Given problem:
Reproduce the records below exactly, leaving out any pictures.

Material for the task:
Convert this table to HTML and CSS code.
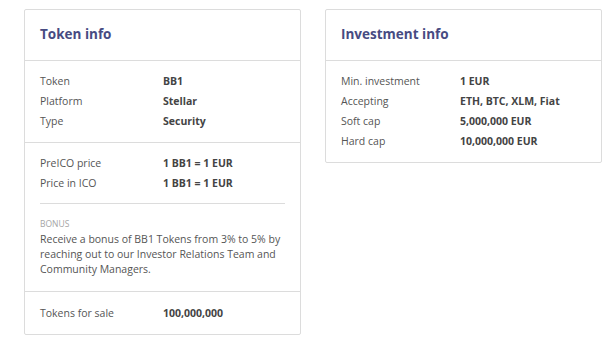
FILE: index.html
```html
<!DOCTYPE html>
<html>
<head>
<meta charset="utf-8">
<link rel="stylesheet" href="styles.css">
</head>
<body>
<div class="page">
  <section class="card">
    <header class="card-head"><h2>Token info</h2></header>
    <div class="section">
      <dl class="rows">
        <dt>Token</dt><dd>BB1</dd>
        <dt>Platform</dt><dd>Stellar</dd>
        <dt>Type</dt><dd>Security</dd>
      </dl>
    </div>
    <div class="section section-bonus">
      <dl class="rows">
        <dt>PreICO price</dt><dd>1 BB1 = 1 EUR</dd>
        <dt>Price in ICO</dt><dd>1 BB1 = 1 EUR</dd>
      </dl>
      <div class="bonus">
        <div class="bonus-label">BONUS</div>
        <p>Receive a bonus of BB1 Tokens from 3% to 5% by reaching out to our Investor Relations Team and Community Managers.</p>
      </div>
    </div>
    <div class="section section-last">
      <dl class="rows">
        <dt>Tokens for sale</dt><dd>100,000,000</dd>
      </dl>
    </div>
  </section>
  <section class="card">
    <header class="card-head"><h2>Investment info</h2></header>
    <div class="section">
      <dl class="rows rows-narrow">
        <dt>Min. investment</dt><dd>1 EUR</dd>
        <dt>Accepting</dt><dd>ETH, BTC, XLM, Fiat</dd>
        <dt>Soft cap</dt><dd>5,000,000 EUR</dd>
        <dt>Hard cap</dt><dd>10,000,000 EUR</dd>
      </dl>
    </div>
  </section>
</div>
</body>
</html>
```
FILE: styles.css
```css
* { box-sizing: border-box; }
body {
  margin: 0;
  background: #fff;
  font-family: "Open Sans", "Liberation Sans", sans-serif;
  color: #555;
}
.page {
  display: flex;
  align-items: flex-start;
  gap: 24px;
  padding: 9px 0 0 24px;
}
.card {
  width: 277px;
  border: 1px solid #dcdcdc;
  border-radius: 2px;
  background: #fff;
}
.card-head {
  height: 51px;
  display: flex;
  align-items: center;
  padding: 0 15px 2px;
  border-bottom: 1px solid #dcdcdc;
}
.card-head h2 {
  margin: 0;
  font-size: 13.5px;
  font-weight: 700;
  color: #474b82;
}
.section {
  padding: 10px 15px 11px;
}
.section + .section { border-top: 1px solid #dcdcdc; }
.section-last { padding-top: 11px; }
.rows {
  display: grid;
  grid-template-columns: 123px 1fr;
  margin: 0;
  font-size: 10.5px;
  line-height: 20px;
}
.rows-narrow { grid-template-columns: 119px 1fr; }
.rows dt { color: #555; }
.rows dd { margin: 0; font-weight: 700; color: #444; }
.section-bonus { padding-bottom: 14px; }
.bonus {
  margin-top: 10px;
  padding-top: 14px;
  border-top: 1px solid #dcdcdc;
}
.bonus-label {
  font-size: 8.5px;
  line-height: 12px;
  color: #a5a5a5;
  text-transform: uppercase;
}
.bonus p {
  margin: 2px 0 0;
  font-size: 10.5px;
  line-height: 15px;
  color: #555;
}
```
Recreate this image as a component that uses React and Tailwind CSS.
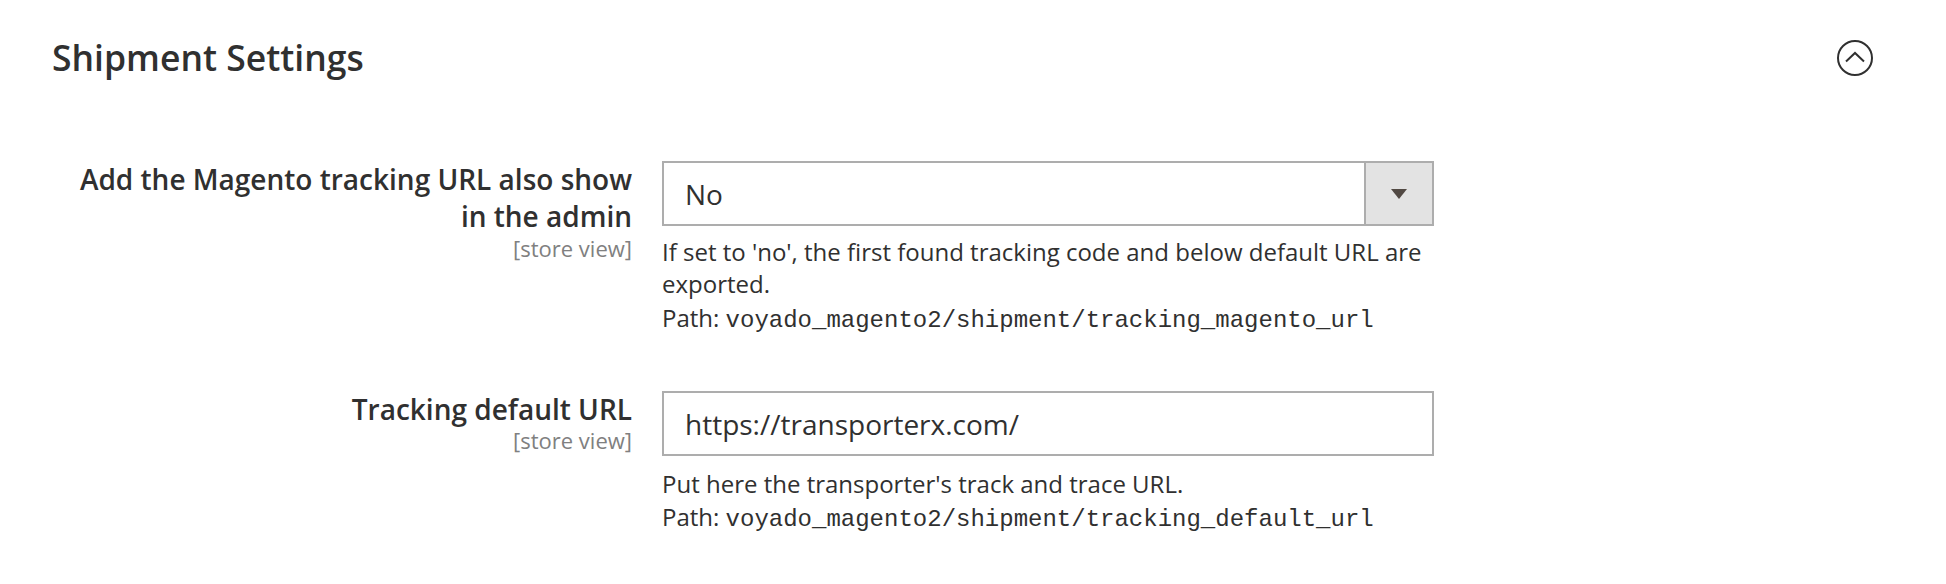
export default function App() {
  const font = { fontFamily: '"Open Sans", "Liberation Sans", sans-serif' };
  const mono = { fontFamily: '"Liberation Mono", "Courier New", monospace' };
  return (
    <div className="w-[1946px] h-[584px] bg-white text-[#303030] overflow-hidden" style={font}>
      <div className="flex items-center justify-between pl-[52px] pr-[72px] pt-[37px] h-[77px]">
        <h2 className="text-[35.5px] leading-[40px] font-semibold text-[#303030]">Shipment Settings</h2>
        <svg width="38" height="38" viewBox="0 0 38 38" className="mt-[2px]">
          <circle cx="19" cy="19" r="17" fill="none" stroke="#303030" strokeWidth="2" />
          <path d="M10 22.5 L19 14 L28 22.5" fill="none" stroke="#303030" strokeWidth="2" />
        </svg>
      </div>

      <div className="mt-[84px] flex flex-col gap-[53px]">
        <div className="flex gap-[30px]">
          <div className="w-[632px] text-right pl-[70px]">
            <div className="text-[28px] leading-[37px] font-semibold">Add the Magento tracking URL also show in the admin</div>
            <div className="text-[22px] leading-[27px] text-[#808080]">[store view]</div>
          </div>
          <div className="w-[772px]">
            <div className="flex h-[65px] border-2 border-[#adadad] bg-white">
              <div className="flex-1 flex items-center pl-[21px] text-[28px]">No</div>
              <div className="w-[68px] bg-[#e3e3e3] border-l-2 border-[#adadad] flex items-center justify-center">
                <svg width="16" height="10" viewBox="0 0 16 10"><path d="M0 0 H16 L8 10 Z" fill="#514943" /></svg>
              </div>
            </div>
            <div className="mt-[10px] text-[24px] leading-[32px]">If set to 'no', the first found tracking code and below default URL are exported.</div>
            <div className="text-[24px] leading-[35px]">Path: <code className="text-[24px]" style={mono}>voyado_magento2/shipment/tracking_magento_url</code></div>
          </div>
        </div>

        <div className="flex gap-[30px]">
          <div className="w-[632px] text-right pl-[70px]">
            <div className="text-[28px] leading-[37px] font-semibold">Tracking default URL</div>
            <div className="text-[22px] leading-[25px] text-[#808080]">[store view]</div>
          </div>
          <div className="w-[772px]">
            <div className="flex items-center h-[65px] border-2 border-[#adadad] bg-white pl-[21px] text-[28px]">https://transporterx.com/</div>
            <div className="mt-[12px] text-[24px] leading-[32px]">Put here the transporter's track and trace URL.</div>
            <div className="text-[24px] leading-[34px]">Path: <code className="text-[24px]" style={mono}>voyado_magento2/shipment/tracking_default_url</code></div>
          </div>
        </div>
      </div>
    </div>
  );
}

Response to this task:
Convert this table to HTML and CSS code.
FILE: index.html
```html
<!DOCTYPE html>
<html>
<head>
<meta charset="utf-8">
<link rel="stylesheet" href="styles.css">
</head>
<body>
<div class="page">
  <section class="card">
    <header class="card-head"><h2>Token info</h2></header>
    <div class="section">
      <dl class="rows">
        <dt>Token</dt><dd>BB1</dd>
        <dt>Platform</dt><dd>Stellar</dd>
        <dt>Type</dt><dd>Security</dd>
      </dl>
    </div>
    <div class="section section-bonus">
      <dl class="rows">
        <dt>PreICO price</dt><dd>1 BB1 = 1 EUR</dd>
        <dt>Price in ICO</dt><dd>1 BB1 = 1 EUR</dd>
      </dl>
      <div class="bonus">
        <div class="bonus-label">BONUS</div>
        <p>Receive a bonus of BB1 Tokens from 3% to 5% by reaching out to our Investor Relations Team and Community Managers.</p>
      </div>
    </div>
    <div class="section section-last">
      <dl class="rows">
        <dt>Tokens for sale</dt><dd>100,000,000</dd>
      </dl>
    </div>
  </section>
  <section class="card">
    <header class="card-head"><h2>Investment info</h2></header>
    <div class="section">
      <dl class="rows rows-narrow">
        <dt>Min. investment</dt><dd>1 EUR</dd>
        <dt>Accepting</dt><dd>ETH, BTC, XLM, Fiat</dd>
        <dt>Soft cap</dt><dd>5,000,000 EUR</dd>
        <dt>Hard cap</dt><dd>10,000,000 EUR</dd>
      </dl>
    </div>
  </section>
</div>
</body>
</html>
```
FILE: styles.css
```css
* { box-sizing: border-box; }
body {
  margin: 0;
  background: #fff;
  font-family: "Open Sans", "Liberation Sans", sans-serif;
  color: #555;
}
.page {
  display: flex;
  align-items: flex-start;
  gap: 24px;
  padding: 9px 0 0 24px;
}
.card {
  width: 277px;
  border: 1px solid #dcdcdc;
  border-radius: 2px;
  background: #fff;
}
.card-head {
  height: 51px;
  display: flex;
  align-items: center;
  padding: 0 15px 2px;
  border-bottom: 1px solid #dcdcdc;
}
.card-head h2 {
  margin: 0;
  font-size: 13.5px;
  font-weight: 700;
  color: #474b82;
}
.section {
  padding: 10px 15px 11px;
}
.section + .section { border-top: 1px solid #dcdcdc; }
.section-last { padding-top: 11px; }
.rows {
  display: grid;
  grid-template-columns: 123px 1fr;
  margin: 0;
  font-size: 10.5px;
  line-height: 20px;
}
.rows-narrow { grid-template-columns: 119px 1fr; }
.rows dt { color: #555; }
.rows dd { margin: 0; font-weight: 700; color: #444; }
.section-bonus { padding-bottom: 14px; }
.bonus {
  margin-top: 10px;
  padding-top: 14px;
  border-top: 1px solid #dcdcdc;
}
.bonus-label {
  font-size: 8.5px;
  line-height: 12px;
  color: #a5a5a5;
  text-transform: uppercase;
}
.bonus p {
  margin: 2px 0 0;
  font-size: 10.5px;
  line-height: 15px;
  color: #555;
}
```
Recreate this image as a component that uses React and Tailwind CSS.
export default function App() {
  const font = { fontFamily: '"Open Sans", "Liberation Sans", sans-serif' };
  const mono = { fontFamily: '"Liberation Mono", "Courier New", monospace' };
  return (
    <div className="w-[1946px] h-[584px] bg-white text-[#303030] overflow-hidden" style={font}>
      <div className="flex items-center justify-between pl-[52px] pr-[72px] pt-[37px] h-[77px]">
        <h2 className="text-[35.5px] leading-[40px] font-semibold text-[#303030]">Shipment Settings</h2>
        <svg width="38" height="38" viewBox="0 0 38 38" className="mt-[2px]">
          <circle cx="19" cy="19" r="17" fill="none" stroke="#303030" strokeWidth="2" />
          <path d="M10 22.5 L19 14 L28 22.5" fill="none" stroke="#303030" strokeWidth="2" />
        </svg>
      </div>

      <div className="mt-[84px] flex flex-col gap-[53px]">
        <div className="flex gap-[30px]">
          <div className="w-[632px] text-right pl-[70px]">
            <div className="text-[28px] leading-[37px] font-semibold">Add the Magento tracking URL also show in the admin</div>
            <div className="text-[22px] leading-[27px] text-[#808080]">[store view]</div>
          </div>
          <div className="w-[772px]">
            <div className="flex h-[65px] border-2 border-[#adadad] bg-white">
              <div className="flex-1 flex items-center pl-[21px] text-[28px]">No</div>
              <div className="w-[68px] bg-[#e3e3e3] border-l-2 border-[#adadad] flex items-center justify-center">
                <svg width="16" height="10" viewBox="0 0 16 10"><path d="M0 0 H16 L8 10 Z" fill="#514943" /></svg>
              </div>
            </div>
            <div className="mt-[10px] text-[24px] leading-[32px]">If set to 'no', the first found tracking code and below default URL are exported.</div>
            <div className="text-[24px] leading-[35px]">Path: <code className="text-[24px]" style={mono}>voyado_magento2/shipment/tracking_magento_url</code></div>
          </div>
        </div>

        <div className="flex gap-[30px]">
          <div className="w-[632px] text-right pl-[70px]">
            <div className="text-[28px] leading-[37px] font-semibold">Tracking default URL</div>
            <div className="text-[22px] leading-[25px] text-[#808080]">[store view]</div>
          </div>
          <div className="w-[772px]">
            <div className="flex items-center h-[65px] border-2 border-[#adadad] bg-white pl-[21px] text-[28px]">https://transporterx.com/</div>
            <div className="mt-[12px] text-[24px] leading-[32px]">Put here the transporter's track and trace URL.</div>
            <div className="text-[24px] leading-[34px]">Path: <code className="text-[24px]" style={mono}>voyado_magento2/shipment/tracking_default_url</code></div>
          </div>
        </div>
      </div>
    </div>
  );
}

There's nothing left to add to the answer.